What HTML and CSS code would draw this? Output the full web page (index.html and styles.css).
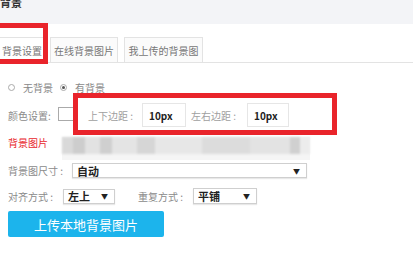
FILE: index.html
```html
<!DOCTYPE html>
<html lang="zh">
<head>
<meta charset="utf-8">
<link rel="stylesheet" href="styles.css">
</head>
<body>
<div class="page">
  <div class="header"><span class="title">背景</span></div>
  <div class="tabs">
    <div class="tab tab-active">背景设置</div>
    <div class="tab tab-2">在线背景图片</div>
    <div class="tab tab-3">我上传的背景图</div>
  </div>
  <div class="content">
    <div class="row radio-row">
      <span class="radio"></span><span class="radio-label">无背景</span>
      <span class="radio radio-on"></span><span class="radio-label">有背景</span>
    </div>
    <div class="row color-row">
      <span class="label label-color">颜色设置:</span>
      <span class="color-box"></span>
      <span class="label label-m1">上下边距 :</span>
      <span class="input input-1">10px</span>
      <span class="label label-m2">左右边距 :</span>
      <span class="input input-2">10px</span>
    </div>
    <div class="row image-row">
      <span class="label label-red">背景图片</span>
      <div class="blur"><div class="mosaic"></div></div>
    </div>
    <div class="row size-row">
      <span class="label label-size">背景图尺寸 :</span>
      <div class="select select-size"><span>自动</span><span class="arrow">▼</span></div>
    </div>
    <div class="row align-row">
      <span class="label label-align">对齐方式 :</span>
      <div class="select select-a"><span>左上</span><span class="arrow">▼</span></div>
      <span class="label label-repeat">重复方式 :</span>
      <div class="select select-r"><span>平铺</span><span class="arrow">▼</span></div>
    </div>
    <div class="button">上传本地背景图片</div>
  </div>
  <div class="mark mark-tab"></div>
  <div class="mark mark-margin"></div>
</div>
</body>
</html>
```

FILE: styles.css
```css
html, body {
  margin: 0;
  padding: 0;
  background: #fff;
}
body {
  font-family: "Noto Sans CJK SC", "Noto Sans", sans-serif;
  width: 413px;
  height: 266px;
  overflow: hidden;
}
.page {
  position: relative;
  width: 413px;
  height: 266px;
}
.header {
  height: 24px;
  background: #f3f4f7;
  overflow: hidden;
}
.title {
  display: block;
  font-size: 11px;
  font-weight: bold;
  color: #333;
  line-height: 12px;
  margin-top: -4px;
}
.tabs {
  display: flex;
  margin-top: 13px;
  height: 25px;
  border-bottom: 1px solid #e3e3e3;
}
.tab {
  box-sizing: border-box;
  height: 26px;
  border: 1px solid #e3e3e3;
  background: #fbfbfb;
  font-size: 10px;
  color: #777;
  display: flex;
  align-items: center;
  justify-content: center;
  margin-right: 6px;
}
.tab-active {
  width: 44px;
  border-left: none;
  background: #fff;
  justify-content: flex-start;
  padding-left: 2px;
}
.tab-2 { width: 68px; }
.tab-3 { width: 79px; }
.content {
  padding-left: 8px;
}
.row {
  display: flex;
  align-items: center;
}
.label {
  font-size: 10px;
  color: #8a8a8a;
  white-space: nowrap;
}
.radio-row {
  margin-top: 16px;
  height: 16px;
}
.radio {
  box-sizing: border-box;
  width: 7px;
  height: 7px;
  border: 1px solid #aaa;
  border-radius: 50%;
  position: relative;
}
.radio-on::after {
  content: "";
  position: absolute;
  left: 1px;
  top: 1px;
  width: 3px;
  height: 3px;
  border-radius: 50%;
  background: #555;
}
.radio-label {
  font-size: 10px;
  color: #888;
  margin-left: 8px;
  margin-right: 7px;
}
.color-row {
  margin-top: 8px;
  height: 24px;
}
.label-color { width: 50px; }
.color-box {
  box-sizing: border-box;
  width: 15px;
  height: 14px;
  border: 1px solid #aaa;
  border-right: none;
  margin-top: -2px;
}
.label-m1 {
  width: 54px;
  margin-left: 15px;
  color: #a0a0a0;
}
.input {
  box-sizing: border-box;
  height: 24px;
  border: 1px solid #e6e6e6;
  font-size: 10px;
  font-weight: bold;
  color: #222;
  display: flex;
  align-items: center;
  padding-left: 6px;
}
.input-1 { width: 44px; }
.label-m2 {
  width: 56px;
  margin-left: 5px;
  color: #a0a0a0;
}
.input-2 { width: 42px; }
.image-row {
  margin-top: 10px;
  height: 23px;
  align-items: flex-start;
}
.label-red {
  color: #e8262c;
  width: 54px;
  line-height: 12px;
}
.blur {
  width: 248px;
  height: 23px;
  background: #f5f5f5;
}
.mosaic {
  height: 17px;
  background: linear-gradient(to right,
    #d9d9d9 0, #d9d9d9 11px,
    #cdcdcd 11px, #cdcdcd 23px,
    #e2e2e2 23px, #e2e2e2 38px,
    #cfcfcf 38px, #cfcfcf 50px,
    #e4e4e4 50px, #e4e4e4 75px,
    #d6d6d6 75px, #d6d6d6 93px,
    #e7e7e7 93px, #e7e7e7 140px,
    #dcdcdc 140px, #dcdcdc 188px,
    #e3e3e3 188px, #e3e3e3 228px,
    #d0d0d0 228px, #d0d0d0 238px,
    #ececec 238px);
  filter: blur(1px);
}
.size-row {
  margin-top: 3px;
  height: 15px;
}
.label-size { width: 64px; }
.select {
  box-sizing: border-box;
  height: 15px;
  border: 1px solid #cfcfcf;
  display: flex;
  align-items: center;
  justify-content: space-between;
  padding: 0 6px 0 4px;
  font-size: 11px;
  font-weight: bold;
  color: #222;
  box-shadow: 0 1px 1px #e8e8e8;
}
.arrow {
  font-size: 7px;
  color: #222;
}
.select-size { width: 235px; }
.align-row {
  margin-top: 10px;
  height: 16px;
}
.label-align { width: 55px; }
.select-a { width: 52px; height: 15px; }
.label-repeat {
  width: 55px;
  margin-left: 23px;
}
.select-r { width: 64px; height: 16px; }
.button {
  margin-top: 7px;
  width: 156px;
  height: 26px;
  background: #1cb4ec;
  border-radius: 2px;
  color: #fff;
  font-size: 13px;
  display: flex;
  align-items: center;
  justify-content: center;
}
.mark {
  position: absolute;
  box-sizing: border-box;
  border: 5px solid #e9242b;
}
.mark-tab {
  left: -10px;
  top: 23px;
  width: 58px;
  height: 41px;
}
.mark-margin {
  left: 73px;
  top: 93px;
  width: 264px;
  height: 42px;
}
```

= WHAT YOU NEED TO DO =
Transcribe each line above verbatim, with the pictures left out.

= TASK RESULT =
What HTML and CSS code would draw this? Output the full web page (index.html and styles.css).
FILE: index.html
```html
<!DOCTYPE html>
<html lang="zh">
<head>
<meta charset="utf-8">
<link rel="stylesheet" href="styles.css">
</head>
<body>
<div class="page">
  <div class="header"><span class="title">背景</span></div>
  <div class="tabs">
    <div class="tab tab-active">背景设置</div>
    <div class="tab tab-2">在线背景图片</div>
    <div class="tab tab-3">我上传的背景图</div>
  </div>
  <div class="content">
    <div class="row radio-row">
      <span class="radio"></span><span class="radio-label">无背景</span>
      <span class="radio radio-on"></span><span class="radio-label">有背景</span>
    </div>
    <div class="row color-row">
      <span class="label label-color">颜色设置:</span>
      <span class="color-box"></span>
      <span class="label label-m1">上下边距 :</span>
      <span class="input input-1">10px</span>
      <span class="label label-m2">左右边距 :</span>
      <span class="input input-2">10px</span>
    </div>
    <div class="row image-row">
      <span class="label label-red">背景图片</span>
      <div class="blur"><div class="mosaic"></div></div>
    </div>
    <div class="row size-row">
      <span class="label label-size">背景图尺寸 :</span>
      <div class="select select-size"><span>自动</span><span class="arrow">▼</span></div>
    </div>
    <div class="row align-row">
      <span class="label label-align">对齐方式 :</span>
      <div class="select select-a"><span>左上</span><span class="arrow">▼</span></div>
      <span class="label label-repeat">重复方式 :</span>
      <div class="select select-r"><span>平铺</span><span class="arrow">▼</span></div>
    </div>
    <div class="button">上传本地背景图片</div>
  </div>
  <div class="mark mark-tab"></div>
  <div class="mark mark-margin"></div>
</div>
</body>
</html>
```

FILE: styles.css
```css
html, body {
  margin: 0;
  padding: 0;
  background: #fff;
}
body {
  font-family: "Noto Sans CJK SC", "Noto Sans", sans-serif;
  width: 413px;
  height: 266px;
  overflow: hidden;
}
.page {
  position: relative;
  width: 413px;
  height: 266px;
}
.header {
  height: 24px;
  background: #f3f4f7;
  overflow: hidden;
}
.title {
  display: block;
  font-size: 11px;
  font-weight: bold;
  color: #333;
  line-height: 12px;
  margin-top: -4px;
}
.tabs {
  display: flex;
  margin-top: 13px;
  height: 25px;
  border-bottom: 1px solid #e3e3e3;
}
.tab {
  box-sizing: border-box;
  height: 26px;
  border: 1px solid #e3e3e3;
  background: #fbfbfb;
  font-size: 10px;
  color: #777;
  display: flex;
  align-items: center;
  justify-content: center;
  margin-right: 6px;
}
.tab-active {
  width: 44px;
  border-left: none;
  background: #fff;
  justify-content: flex-start;
  padding-left: 2px;
}
.tab-2 { width: 68px; }
.tab-3 { width: 79px; }
.content {
  padding-left: 8px;
}
.row {
  display: flex;
  align-items: center;
}
.label {
  font-size: 10px;
  color: #8a8a8a;
  white-space: nowrap;
}
.radio-row {
  margin-top: 16px;
  height: 16px;
}
.radio {
  box-sizing: border-box;
  width: 7px;
  height: 7px;
  border: 1px solid #aaa;
  border-radius: 50%;
  position: relative;
}
.radio-on::after {
  content: "";
  position: absolute;
  left: 1px;
  top: 1px;
  width: 3px;
  height: 3px;
  border-radius: 50%;
  background: #555;
}
.radio-label {
  font-size: 10px;
  color: #888;
  margin-left: 8px;
  margin-right: 7px;
}
.color-row {
  margin-top: 8px;
  height: 24px;
}
.label-color { width: 50px; }
.color-box {
  box-sizing: border-box;
  width: 15px;
  height: 14px;
  border: 1px solid #aaa;
  border-right: none;
  margin-top: -2px;
}
.label-m1 {
  width: 54px;
  margin-left: 15px;
  color: #a0a0a0;
}
.input {
  box-sizing: border-box;
  height: 24px;
  border: 1px solid #e6e6e6;
  font-size: 10px;
  font-weight: bold;
  color: #222;
  display: flex;
  align-items: center;
  padding-left: 6px;
}
.input-1 { width: 44px; }
.label-m2 {
  width: 56px;
  margin-left: 5px;
  color: #a0a0a0;
}
.input-2 { width: 42px; }
.image-row {
  margin-top: 10px;
  height: 23px;
  align-items: flex-start;
}
.label-red {
  color: #e8262c;
  width: 54px;
  line-height: 12px;
}
.blur {
  width: 248px;
  height: 23px;
  background: #f5f5f5;
}
.mosaic {
  height: 17px;
  background: linear-gradient(to right,
    #d9d9d9 0, #d9d9d9 11px,
    #cdcdcd 11px, #cdcdcd 23px,
    #e2e2e2 23px, #e2e2e2 38px,
    #cfcfcf 38px, #cfcfcf 50px,
    #e4e4e4 50px, #e4e4e4 75px,
    #d6d6d6 75px, #d6d6d6 93px,
    #e7e7e7 93px, #e7e7e7 140px,
    #dcdcdc 140px, #dcdcdc 188px,
    #e3e3e3 188px, #e3e3e3 228px,
    #d0d0d0 228px, #d0d0d0 238px,
    #ececec 238px);
  filter: blur(1px);
}
.size-row {
  margin-top: 3px;
  height: 15px;
}
.label-size { width: 64px; }
.select {
  box-sizing: border-box;
  height: 15px;
  border: 1px solid #cfcfcf;
  display: flex;
  align-items: center;
  justify-content: space-between;
  padding: 0 6px 0 4px;
  font-size: 11px;
  font-weight: bold;
  color: #222;
  box-shadow: 0 1px 1px #e8e8e8;
}
.arrow {
  font-size: 7px;
  color: #222;
}
.select-size { width: 235px; }
.align-row {
  margin-top: 10px;
  height: 16px;
}
.label-align { width: 55px; }
.select-a { width: 52px; height: 15px; }
.label-repeat {
  width: 55px;
  margin-left: 23px;
}
.select-r { width: 64px; height: 16px; }
.button {
  margin-top: 7px;
  width: 156px;
  height: 26px;
  background: #1cb4ec;
  border-radius: 2px;
  color: #fff;
  font-size: 13px;
  display: flex;
  align-items: center;
  justify-content: center;
}
.mark {
  position: absolute;
  box-sizing: border-box;
  border: 5px solid #e9242b;
}
.mark-tab {
  left: -10px;
  top: 23px;
  width: 58px;
  height: 41px;
}
.mark-margin {
  left: 73px;
  top: 93px;
  width: 264px;
  height: 42px;
}
```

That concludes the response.